U.S., Japan to announce upgrade in military cooperation
Tokyo — The Pentagon is expected to announce that the U.S. will upgrade U.S. Forces Japan to a Joint Force Headquarters run by a three-star commander, a major step in U.S.-Japan plans to enhance their defense cooperation in the Indo-Pacific.
Defense Secretary Lloyd Austin, alongside his Japanese counterpart, Minister of Defense Minoru Kihara, will announce the change in Tokyo on Sunday. However, defense officials who previewed the announcement to reporters said there are still some details that will take time to work out, like how many personnel it will involve and what infrastructure might be necessary.
The decision to make the upgrade came out of the Biden administration's summit in April with Japanese Prime Minister Fumio Kishida, when the two said they would enhance their command and control systems, part of the two countries' work to deter a growing threat from China.
According to a defense official, the change in U.S. Forces Japan will give it the primary responsibility of tasks that largely have been in Hawaii previously, like planning exercises and command operations. Shifting that responsibility to Japan would give the U.S. the opportunity to work more closely side-by-side with Japanese forces.
"We view this as a historic announcement with Japan among the strongest improvements to our military ties in seventy years," the defense official said. "Bottom line is that this is a transformative change."
This step is not intended to look like the U.S. Forces Korea, where the command structure of the South Koreans and U.S. forces are integrated. Instead, U.S. Forces Japan will work with Japan's updated Joint Operations Command.
Since the April summit in Washington, D.C., the Pentagon has been working on implementing the change, and officials say that Adm. Samuel Paparo, who started as the commander of U.S. Indo-Pacific Command in May 2024, led much of the planning for the proposal.

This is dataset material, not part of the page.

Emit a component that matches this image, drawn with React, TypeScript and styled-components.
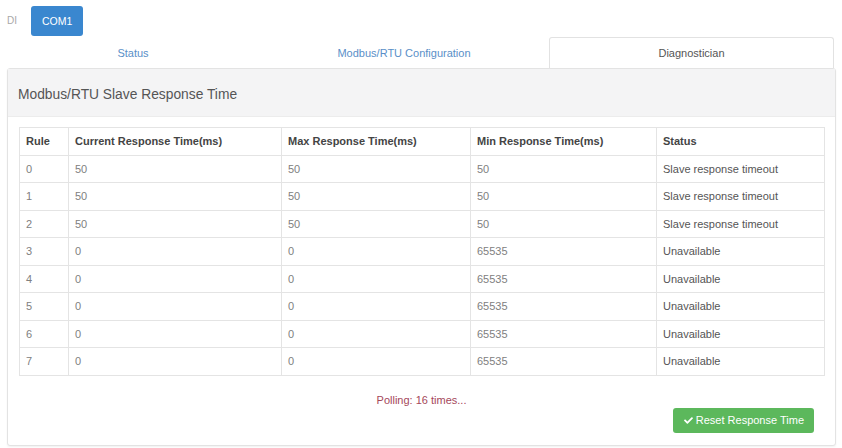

Defense officials say this announcement is just the beginning of the transition to actually making the change. There is still work to be done with working groups in Tokyo, as well as with Congress in the U.S. to flesh out what exactly this upgraded U.S. Forces Japan will look like.
That work will begin in earnest once Austin returns to the U.S. from his trip visiting first Japan and then the Philippines this week.